WHAT THE EXERCISE ASKS - From the entries below, gather each line containing the word "this".
***** ENTRIES SHOWN
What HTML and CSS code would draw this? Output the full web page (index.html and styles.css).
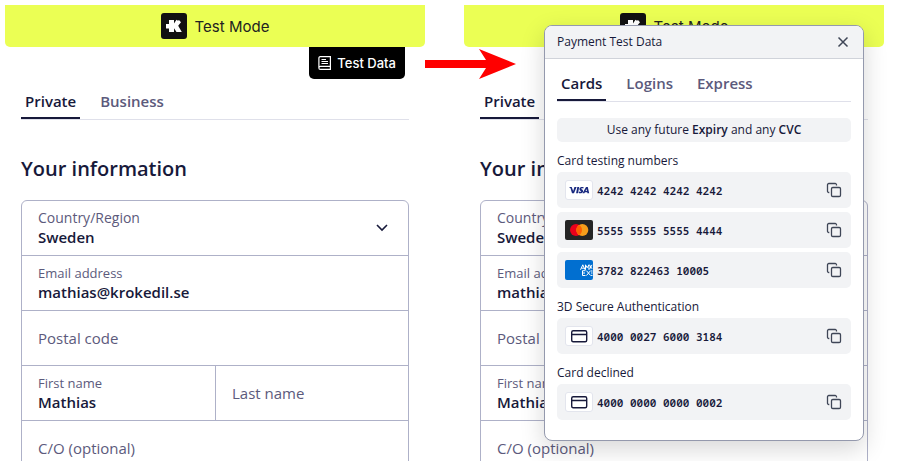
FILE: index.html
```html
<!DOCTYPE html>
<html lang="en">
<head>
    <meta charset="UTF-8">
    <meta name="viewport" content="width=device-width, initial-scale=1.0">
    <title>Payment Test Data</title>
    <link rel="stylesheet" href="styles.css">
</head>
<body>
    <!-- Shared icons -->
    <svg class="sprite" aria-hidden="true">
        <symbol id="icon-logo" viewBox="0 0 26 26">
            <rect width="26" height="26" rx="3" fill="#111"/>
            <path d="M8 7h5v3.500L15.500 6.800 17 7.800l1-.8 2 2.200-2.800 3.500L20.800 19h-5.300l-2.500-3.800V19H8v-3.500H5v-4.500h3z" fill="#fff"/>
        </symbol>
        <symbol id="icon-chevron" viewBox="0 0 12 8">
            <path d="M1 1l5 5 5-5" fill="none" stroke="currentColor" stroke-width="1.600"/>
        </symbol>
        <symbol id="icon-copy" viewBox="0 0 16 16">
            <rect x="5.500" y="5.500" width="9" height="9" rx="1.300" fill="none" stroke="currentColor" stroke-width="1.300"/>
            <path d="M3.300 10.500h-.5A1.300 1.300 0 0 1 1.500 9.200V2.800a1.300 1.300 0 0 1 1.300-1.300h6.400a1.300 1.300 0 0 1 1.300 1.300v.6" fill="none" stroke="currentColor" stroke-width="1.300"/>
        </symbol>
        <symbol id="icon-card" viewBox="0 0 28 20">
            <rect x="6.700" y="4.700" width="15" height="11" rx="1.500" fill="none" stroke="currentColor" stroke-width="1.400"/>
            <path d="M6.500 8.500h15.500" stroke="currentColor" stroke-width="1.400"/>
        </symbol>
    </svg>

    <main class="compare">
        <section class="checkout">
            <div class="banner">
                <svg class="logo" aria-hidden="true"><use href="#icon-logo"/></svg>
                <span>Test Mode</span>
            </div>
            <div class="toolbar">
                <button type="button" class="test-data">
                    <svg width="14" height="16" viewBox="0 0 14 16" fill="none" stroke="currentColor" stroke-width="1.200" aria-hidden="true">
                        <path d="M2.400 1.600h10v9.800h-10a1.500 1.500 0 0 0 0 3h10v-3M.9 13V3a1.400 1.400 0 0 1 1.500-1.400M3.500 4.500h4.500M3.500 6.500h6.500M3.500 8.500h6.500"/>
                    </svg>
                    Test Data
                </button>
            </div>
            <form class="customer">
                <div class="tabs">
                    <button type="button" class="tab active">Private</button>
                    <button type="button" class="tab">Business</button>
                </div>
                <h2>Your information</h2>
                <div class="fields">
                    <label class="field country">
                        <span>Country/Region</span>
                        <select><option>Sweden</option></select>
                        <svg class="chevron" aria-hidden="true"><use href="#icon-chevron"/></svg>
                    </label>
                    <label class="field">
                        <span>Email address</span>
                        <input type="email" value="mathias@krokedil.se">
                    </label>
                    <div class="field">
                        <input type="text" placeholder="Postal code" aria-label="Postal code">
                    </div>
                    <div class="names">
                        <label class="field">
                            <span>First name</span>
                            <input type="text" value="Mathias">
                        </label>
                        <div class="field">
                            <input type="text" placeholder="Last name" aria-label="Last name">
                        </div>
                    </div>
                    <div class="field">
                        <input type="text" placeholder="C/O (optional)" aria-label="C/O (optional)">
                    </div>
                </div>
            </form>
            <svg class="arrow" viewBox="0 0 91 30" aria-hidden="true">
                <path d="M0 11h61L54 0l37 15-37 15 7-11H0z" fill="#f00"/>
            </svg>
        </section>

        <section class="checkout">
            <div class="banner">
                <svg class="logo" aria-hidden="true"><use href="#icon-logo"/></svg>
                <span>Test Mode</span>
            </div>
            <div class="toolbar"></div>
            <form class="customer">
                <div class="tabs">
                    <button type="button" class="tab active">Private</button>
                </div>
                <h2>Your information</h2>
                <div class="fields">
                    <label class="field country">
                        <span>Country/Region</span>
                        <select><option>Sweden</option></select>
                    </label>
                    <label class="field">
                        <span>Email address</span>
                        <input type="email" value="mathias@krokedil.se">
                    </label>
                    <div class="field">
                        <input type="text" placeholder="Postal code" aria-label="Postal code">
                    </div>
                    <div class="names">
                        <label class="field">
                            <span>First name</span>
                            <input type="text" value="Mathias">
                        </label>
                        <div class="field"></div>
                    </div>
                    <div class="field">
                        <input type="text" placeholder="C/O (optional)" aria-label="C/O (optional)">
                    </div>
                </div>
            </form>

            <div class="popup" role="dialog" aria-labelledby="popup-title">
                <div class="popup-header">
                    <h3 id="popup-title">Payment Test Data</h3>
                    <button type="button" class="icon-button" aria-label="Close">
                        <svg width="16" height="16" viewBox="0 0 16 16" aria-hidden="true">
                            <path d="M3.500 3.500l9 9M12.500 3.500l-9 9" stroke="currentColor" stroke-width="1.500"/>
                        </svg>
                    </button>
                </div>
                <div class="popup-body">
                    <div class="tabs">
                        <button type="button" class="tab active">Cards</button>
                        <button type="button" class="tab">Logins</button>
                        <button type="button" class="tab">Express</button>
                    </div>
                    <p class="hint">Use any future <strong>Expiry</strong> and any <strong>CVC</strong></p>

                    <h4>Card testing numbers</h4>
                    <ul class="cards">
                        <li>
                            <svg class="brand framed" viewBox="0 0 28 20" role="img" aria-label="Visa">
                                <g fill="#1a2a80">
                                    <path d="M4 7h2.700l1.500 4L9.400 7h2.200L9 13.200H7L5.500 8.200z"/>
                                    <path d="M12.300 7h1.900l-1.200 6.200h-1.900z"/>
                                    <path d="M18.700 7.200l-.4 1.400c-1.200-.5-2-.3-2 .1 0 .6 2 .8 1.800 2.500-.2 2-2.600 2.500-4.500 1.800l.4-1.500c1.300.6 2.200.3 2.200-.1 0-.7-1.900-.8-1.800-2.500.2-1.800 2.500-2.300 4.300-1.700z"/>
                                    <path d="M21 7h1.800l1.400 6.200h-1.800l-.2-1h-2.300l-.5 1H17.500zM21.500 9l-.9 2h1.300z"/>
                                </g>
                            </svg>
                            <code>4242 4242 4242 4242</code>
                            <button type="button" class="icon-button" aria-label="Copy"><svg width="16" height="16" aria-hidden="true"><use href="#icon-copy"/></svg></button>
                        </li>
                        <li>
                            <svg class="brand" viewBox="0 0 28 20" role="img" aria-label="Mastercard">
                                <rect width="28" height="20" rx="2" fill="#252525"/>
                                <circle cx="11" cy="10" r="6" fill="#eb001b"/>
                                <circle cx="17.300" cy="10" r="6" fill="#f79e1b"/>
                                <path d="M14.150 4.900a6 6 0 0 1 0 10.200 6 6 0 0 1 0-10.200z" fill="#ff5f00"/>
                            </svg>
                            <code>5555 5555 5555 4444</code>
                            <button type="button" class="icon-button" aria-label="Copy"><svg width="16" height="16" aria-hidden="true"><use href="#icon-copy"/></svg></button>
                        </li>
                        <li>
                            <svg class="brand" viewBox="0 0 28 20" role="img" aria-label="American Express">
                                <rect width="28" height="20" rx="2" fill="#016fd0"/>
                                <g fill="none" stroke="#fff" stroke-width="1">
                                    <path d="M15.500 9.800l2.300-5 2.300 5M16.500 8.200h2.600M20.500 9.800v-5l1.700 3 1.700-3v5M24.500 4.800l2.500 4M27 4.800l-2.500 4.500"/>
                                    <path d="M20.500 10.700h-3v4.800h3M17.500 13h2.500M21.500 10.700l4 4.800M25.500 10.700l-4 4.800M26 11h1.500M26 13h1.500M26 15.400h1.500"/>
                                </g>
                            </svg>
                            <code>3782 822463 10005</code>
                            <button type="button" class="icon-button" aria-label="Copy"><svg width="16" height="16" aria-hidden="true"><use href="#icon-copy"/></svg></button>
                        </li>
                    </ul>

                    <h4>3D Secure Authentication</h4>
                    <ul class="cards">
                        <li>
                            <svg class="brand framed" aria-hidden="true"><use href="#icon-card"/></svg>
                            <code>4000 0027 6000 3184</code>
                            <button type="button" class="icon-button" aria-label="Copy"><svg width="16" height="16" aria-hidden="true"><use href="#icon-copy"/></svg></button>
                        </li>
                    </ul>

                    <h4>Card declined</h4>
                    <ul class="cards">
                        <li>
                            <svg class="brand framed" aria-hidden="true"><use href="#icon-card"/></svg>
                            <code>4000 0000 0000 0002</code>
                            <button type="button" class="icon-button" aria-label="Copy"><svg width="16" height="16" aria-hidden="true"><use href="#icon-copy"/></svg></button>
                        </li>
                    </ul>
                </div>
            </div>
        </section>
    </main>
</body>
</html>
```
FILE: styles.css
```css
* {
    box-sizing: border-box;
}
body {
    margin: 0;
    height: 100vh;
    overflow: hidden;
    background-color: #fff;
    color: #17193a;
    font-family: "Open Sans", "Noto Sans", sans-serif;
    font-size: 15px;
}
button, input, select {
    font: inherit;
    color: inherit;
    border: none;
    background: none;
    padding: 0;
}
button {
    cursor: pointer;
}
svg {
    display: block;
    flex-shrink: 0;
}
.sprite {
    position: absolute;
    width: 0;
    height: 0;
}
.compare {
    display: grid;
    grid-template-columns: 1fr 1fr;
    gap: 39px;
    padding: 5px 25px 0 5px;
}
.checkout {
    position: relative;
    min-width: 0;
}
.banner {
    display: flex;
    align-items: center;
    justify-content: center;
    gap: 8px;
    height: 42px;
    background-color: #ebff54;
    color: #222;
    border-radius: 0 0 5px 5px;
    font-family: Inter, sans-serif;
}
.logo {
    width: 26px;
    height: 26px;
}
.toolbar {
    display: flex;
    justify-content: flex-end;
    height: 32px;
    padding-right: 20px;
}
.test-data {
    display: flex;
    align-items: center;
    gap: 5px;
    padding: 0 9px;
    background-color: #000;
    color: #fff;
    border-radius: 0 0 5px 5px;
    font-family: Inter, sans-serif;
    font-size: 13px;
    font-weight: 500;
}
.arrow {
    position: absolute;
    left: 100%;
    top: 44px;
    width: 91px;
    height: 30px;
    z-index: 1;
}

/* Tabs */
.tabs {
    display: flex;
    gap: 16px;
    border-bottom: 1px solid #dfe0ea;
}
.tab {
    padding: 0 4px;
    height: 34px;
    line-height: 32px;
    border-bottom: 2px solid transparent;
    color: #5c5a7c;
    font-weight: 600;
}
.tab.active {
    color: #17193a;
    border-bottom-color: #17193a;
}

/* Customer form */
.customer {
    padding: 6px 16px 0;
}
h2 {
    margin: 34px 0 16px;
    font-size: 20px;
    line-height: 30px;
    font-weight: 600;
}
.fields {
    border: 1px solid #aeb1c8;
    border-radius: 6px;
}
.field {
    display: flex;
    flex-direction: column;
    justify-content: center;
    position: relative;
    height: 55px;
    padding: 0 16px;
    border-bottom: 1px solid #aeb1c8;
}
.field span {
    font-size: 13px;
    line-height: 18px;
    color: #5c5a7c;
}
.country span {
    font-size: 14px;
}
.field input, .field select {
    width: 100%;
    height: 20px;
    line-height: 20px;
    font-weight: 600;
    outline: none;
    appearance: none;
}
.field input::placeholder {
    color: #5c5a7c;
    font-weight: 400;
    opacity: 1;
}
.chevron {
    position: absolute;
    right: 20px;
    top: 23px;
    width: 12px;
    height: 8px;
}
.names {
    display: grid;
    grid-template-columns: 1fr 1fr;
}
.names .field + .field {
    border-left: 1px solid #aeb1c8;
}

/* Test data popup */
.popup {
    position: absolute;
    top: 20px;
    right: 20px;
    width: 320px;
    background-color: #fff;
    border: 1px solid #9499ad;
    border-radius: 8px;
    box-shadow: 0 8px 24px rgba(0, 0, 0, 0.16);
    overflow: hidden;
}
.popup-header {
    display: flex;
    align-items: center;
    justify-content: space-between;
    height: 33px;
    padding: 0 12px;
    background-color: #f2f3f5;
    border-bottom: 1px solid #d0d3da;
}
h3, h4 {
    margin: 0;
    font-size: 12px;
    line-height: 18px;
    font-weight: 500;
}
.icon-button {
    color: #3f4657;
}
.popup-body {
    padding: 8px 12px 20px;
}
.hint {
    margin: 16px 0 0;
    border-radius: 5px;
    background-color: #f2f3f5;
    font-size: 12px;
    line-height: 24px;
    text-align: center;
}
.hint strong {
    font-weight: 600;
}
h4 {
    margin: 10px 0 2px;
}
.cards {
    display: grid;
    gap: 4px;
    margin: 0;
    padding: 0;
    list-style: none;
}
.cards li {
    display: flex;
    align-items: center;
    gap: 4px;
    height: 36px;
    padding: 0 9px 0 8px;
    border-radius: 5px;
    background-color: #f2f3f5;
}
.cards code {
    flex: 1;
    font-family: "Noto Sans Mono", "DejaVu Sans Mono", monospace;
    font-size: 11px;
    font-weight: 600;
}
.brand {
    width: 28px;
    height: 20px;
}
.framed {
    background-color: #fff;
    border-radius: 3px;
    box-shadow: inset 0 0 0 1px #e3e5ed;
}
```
**********
***** ENTRIES SHOWN
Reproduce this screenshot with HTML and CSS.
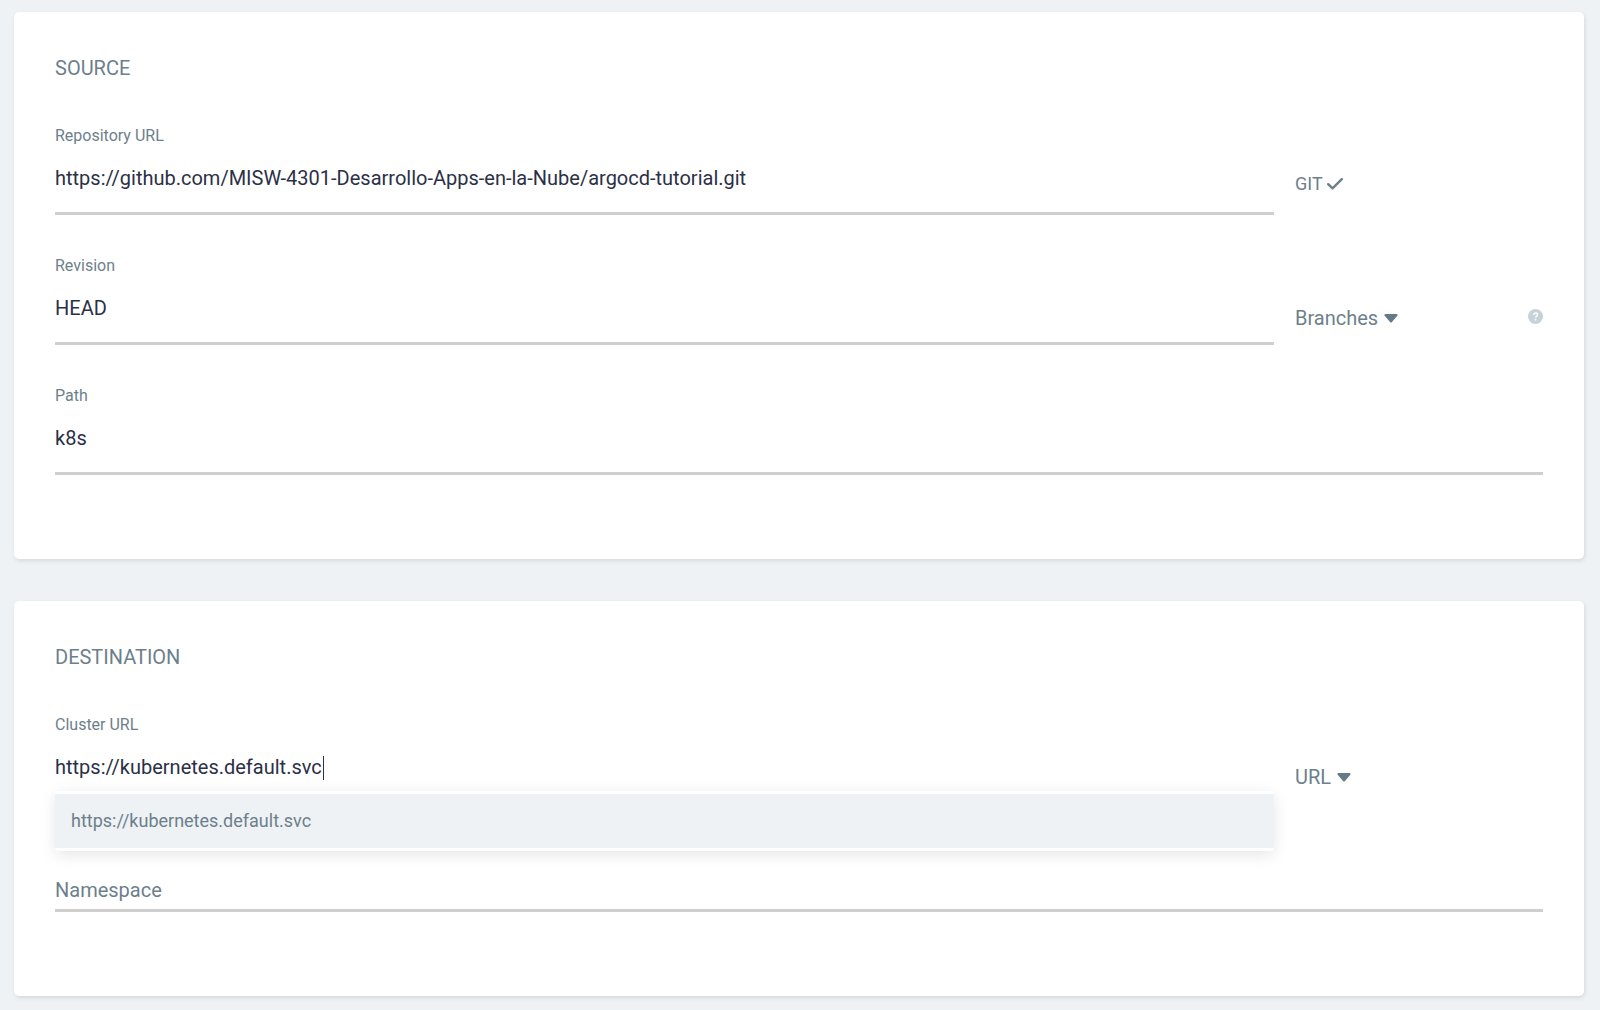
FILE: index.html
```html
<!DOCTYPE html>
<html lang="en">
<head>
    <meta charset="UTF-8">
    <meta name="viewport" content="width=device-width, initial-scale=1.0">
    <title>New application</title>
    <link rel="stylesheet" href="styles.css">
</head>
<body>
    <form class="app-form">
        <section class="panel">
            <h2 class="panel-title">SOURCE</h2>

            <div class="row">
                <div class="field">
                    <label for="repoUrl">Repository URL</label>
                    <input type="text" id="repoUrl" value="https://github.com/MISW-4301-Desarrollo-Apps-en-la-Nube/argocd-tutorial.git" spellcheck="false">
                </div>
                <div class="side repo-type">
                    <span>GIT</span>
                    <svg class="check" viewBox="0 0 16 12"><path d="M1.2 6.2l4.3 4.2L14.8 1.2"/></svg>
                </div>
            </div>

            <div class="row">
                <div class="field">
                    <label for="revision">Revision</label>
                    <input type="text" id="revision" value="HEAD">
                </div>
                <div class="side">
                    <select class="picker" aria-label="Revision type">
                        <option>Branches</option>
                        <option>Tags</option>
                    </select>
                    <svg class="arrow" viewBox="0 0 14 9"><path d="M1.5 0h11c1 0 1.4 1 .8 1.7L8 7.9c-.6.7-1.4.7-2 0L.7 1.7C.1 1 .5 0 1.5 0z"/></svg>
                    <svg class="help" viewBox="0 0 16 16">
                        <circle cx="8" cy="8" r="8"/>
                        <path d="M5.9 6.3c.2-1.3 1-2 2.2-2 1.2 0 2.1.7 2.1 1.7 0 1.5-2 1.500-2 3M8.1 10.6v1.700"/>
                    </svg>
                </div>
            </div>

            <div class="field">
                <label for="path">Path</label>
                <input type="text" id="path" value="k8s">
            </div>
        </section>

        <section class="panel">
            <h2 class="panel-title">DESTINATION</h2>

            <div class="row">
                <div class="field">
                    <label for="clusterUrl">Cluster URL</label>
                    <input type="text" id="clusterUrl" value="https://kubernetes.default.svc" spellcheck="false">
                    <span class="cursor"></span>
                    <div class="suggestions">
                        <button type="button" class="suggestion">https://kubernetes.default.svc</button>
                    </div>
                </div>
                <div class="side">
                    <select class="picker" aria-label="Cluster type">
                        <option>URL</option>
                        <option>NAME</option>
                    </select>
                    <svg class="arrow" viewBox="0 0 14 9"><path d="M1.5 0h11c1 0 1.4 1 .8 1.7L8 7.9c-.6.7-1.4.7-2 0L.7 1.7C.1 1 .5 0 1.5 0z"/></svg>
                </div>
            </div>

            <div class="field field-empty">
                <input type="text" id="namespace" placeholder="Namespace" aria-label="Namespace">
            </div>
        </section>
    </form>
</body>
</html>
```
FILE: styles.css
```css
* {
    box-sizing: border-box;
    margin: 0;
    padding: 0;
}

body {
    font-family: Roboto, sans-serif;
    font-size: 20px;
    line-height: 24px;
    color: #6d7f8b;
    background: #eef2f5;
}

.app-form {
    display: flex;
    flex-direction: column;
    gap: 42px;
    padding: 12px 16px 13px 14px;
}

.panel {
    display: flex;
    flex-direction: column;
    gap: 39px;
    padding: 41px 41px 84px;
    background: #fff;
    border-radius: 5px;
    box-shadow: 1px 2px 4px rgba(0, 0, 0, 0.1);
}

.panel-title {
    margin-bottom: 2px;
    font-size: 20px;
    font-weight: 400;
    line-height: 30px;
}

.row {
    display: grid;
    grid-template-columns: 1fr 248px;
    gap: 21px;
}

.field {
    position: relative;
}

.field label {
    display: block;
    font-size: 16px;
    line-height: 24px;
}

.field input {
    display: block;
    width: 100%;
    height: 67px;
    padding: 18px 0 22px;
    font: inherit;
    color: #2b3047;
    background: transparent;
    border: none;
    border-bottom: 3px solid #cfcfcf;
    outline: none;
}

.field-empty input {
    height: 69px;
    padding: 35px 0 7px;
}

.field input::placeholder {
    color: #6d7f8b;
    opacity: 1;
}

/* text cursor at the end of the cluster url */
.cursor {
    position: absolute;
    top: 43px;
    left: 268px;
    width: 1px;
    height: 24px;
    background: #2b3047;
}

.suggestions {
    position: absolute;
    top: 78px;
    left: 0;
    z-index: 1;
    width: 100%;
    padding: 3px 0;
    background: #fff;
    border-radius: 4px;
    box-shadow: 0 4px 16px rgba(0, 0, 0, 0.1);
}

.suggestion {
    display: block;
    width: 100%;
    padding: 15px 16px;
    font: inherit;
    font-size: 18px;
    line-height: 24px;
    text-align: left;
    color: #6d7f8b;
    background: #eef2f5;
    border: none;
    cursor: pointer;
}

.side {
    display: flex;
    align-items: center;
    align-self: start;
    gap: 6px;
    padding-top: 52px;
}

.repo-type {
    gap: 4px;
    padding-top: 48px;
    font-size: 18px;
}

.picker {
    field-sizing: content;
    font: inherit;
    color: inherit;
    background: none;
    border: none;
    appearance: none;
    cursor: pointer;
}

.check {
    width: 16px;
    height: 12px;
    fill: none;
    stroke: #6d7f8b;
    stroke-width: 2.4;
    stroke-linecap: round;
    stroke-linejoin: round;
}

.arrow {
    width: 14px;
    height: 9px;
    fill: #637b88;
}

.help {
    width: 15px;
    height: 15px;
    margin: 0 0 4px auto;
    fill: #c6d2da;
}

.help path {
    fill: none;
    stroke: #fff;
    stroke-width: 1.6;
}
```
**********
FINISHED TASK -
What HTML and CSS code would draw this? Output the full web page (index.html and styles.css).
Reproduce this screenshot with HTML and CSS.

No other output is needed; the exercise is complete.